What do you think the Pope was praying for? That they all find the true God he knows and serves. The Pope might know something we don't, may have prayed for discernment we don't understand, and may have something up his sleeve that will win over many.

If what he did turns Christians away from his true desire to share the Gospel, that is the decision, and perhaps fault, of the one turning away in fear and distrust. My favorite quote from this is:

"As Lumen Gentium 16 continues, God is not “far distant from those who in shadows and images seek [him].” "
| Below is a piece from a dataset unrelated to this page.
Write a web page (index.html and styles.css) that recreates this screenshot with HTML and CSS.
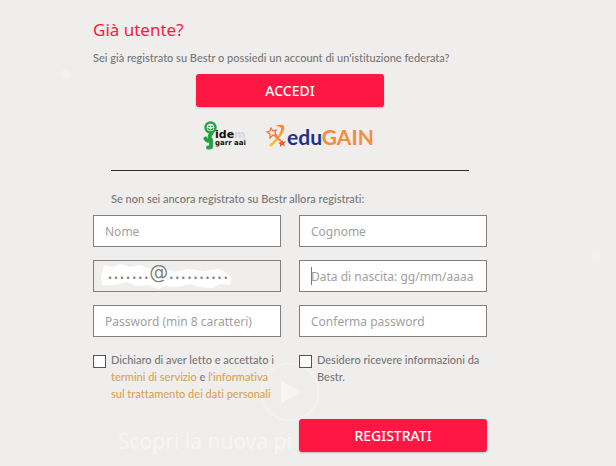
FILE: index.html
```html
<!DOCTYPE html>
<html lang="it">
<head>
<meta charset="utf-8">
<meta name="viewport" content="width=device-width, initial-scale=1">
<title>Bestr - Registrazione</title>
<link rel="stylesheet" href="styles.css">
</head>
<body>
<div class="backdrop" aria-hidden="true">
  <span class="spot spot-left"></span>
  <span class="spot spot-right"></span>
  <svg class="play" viewBox="0 0 60 60"><circle cx="30" cy="30" r="28.5" fill="none" stroke="#f4f3f0" stroke-width="1.5"/><path d="M21 19 40 30 21 41Z" fill="#f6f5f2"/></svg>
  <p class="teaser">Scopri la nuova pi</p>
</div>
<main class="page">
  <section class="login">
    <h1>Già utente?</h1>
    <p>Sei già registrato su Bestr o possiedi un account di un'istituzione federata?</p>
    <button class="btn btn-login" type="button">ACCEDI</button>
    <div class="logos">
      <svg class="idem" viewBox="0 0 44 32" role="img" aria-label="idem garr aai">
        <g fill="none" stroke="#25a244" stroke-linecap="round" stroke-linejoin="round">
          <circle cx="7.500" cy="7.500" r="5" stroke-width="2.400"/>
          <path d="M8.500 13Q5 18 8 20V27" stroke-width="4"/>
          <path d="M2.500 18.500Q4 22 7 20M7 27.500H5" stroke-width="4"/>
          <path d="M5 8.500q2.500 3 5 0" stroke-width="1.200"/>
        </g>
        <circle cx="6" cy="6.300" r="0.900" fill="#25a244"/><circle cx="9" cy="6.300" r="0.900" fill="#25a244"/>
        <text class="idem-name" x="12" y="18">ide<tspan fill="#d2d8d9">m</tspan></text>
        <text class="idem-sub" x="12" y="25">garr aai</text>
      </svg>
      <svg class="edugain" viewBox="0 0 112 32" role="img" aria-label="eduGAIN">
        <defs><linearGradient id="ribbon" x1="0" y1="0" x2="0" y2="1"><stop offset="0" stop-color="#f58635"/><stop offset="1" stop-color="#ffc52f"/></linearGradient></defs>
        <g transform="translate(1 2)">
          <path d="M9 4Q20 0 18 8Q15 16 5 25L3 23Q13 15 15 8Q16 4 9 4Z" fill="url(#ribbon)"/>
          <path d="m5 6 2 3 3-1-1 3 2 3-4-1-3 3v-4l-3-2 3-1Z" fill="#fff0dd" stroke="#ee7145" stroke-width="1.300"/>
          <path d="m8 13 9 8" stroke="#f58a38" stroke-width="2"/>
          <path d="m16 18 1 2 3-1-2 3 1 2-3-1-2 2v-3l-2-1 3-1Z" fill="#e85b3e"/>
        </g>
        <text class="edugain-name" x="22" y="25"><tspan fill="#1c3290">edu</tspan><tspan fill="#f88b37">GAIN</tspan></text>
      </svg>
    </div>
  </section>
  <hr>
  <form class="signup">
    <p class="intro">Se non sei ancora registrato su Bestr allora registrati:</p>
    <div class="fields">
      <input type="text" aria-label="Nome" placeholder="Nome">
      <input type="text" aria-label="Cognome" placeholder="Cognome">
      <div class="email">
        <svg class="mask" viewBox="0 0 188 32" aria-hidden="true"><path d="M11 5 20 7 28 4 37 7 47 5 57 9 70 8 82 12 95 9 110 11 126 9 134 13 139 18 137 25 127 24 119 28 106 27 97 24 84 27 72 26 65 29 56 25 43 26 34 22 21 25 9 25 8 17Z" fill="#fff"/></svg>
        <input type="text" aria-label="Email" value=".......@.........." readonly>
      </div>
      <input class="active" type="text" aria-label="Data di nascita" placeholder="Data di nascita: gg/mm/aaaa">
      <input type="password" aria-label="Password" placeholder="Password (min 8 caratteri)">
      <input type="password" aria-label="Conferma password" placeholder="Conferma password">
    </div>
    <div class="consents">
      <div class="consent">
        <input id="terms" type="checkbox">
        <label for="terms">Dichiaro di aver letto e accettato i <a href="#termini">termini di servizio</a> e <a href="#privacy">l'informativa sul trattamento dei dati personali</a></label>
      </div>
      <div class="consent">
        <input id="news" type="checkbox">
        <label for="news">Desidero ricevere informazioni da Bestr.</label>
      </div>
    </div>
    <div class="actions"><button class="btn" type="submit">REGISTRATI</button></div>
  </form>
</main>
</body>
</html>
```
FILE: styles.css
```css
* {
  box-sizing: border-box;
}

body {
  margin: 0;
  background: #efeeec;
  color: #777;
  font: 500 11px/17px Lato, "Noto Sans", sans-serif;
  font-variant-ligatures: none;
}

h1,
p {
  margin: 0;
}

.page {
  position: relative;
  padding: 18px 129px 14px 93px;
}

.login {
  display: flex;
  flex-direction: column;
}

h1 {
  margin-bottom: 7px;
  color: #ff1744;
  font: 17px/24px "Noto Sans", sans-serif;
}

.login p {
  white-space: nowrap;
}

.btn {
  height: 33px;
  padding: 0;
  border: 0;
  border-radius: 3px;
  background: #ff1744;
  box-shadow: 0 1px 2px rgba(0, 0, 0, 0.2);
  color: #fff;
  font: 500 14px/33px "Noto Sans", sans-serif;
}

.btn-login {
  width: calc(50% - 9px);
  margin-top: 8px;
  align-self: center;
}

.logos {
  display: flex;
  justify-content: center;
  gap: 18px;
  height: 32px;
  margin-top: 13px;
}

.idem {
  width: 44px;
  height: 32px;
}

.idem-name {
  fill: #111;
  font: bold 11px "DejaVu Sans", sans-serif;
}

.idem-sub {
  fill: #111;
  font: bold 7px "DejaVu Sans", sans-serif;
}

.edugain {
  width: 112px;
  height: 32px;
}

.edugain-name {
  font: bold 21px Lato, sans-serif;
}

hr {
  margin: 18px 18px 19px;
  border: 0;
  border-top: 1px solid #332f30;
}

.intro {
  margin: 0 18px 8px;
  white-space: nowrap;
}

.fields,
.consents,
.actions {
  display: grid;
  grid-template-columns: 1fr 1fr;
  gap: 13px 18px;
}

.fields input {
  width: 100%;
  height: 32px;
  padding: 0 11px;
  border: 1px solid #808080;
  border-radius: 0;
  background: #fff;
  color: #808080;
  font: 12px "Noto Sans", sans-serif;
}

.fields input::placeholder {
  color: #a0a0a0;
  opacity: 1;
}

.fields .active {
  background: linear-gradient(#777, #777) 11px 6px / 1px 18px no-repeat #fff;
}

.email {
  position: relative;
  height: 32px;
}

.mask {
  position: absolute;
  inset: 0;
}

.fields .email input {
  position: relative;
  padding: 0 13px 8px;
  background: transparent;
  font: 19px "DejaVu Sans", sans-serif;
}

.consents {
  margin-top: 14px;
}

.consent {
  display: flex;
  gap: 5px;
}

.consent input {
  appearance: none;
  flex: none;
  width: 13px;
  height: 13px;
  margin: 4px 0 0;
  border: 1px solid #555;
  background: #fff;
}

a {
  color: #d6a456;
  text-decoration: none;
}

.actions {
  margin-top: 17px;
}

.actions .btn {
  grid-column: 2;
}

.backdrop {
  position: absolute;
  inset: 0;
  overflow: hidden;
}

.play {
  position: absolute;
  top: 362px;
  left: 260px;
  width: 60px;
  height: 60px;
}

.teaser {
  position: absolute;
  top: 427px;
  left: 118px;
  color: #f6f5f3;
  font: 21px/28px "Noto Sans", sans-serif;
}

.spot {
  position: absolute;
  width: 10px;
  height: 10px;
  border-radius: 50%;
  background: #f2f1f0;
}

.spot-left {
  top: 69px;
  left: 61px;
}

.spot-right {
  top: 251px;
  left: 591px;
}
```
Do the people taking shots at the Pope here truly believe that every human who has ever walked on this planet that never heard of Christ, all the Native Americans, African tribes not heard of until recently, peace seekers who were never raised to know Jesus, non religious heroes who sacrificed their lives to save others, and all are bound for Hell for eternity? For one, how does that jive with the merciful God you say you believe in? Secondly, if you do, you have even more reason to try to do something to reach out to them. And before you line the Pope up with devilry, I hope you have really weighed whether you are doing a better job than he.

By the way, "Jesus didn't come to write a book - He came to found His church." +Msgr. Stewart Sweatland Maybe Pope Francis does what he does knowing that "the gates of Hell will not prevail against it," and so after much prayer and asking for the Holy Sprit's help, he did this.

I think it's okay to question it, but don't throw it in the worst light possible and ignore any good it may do for God's Kingdom. What have you personally done lately to reach the people who live in countries where they will be killed for becoming a Christian? I am sure you prayed; do you know for certain that the Pope's action was not an answer to those prayers? Do you know the mind of God better than this servant who sought out the poor his whole life and still does?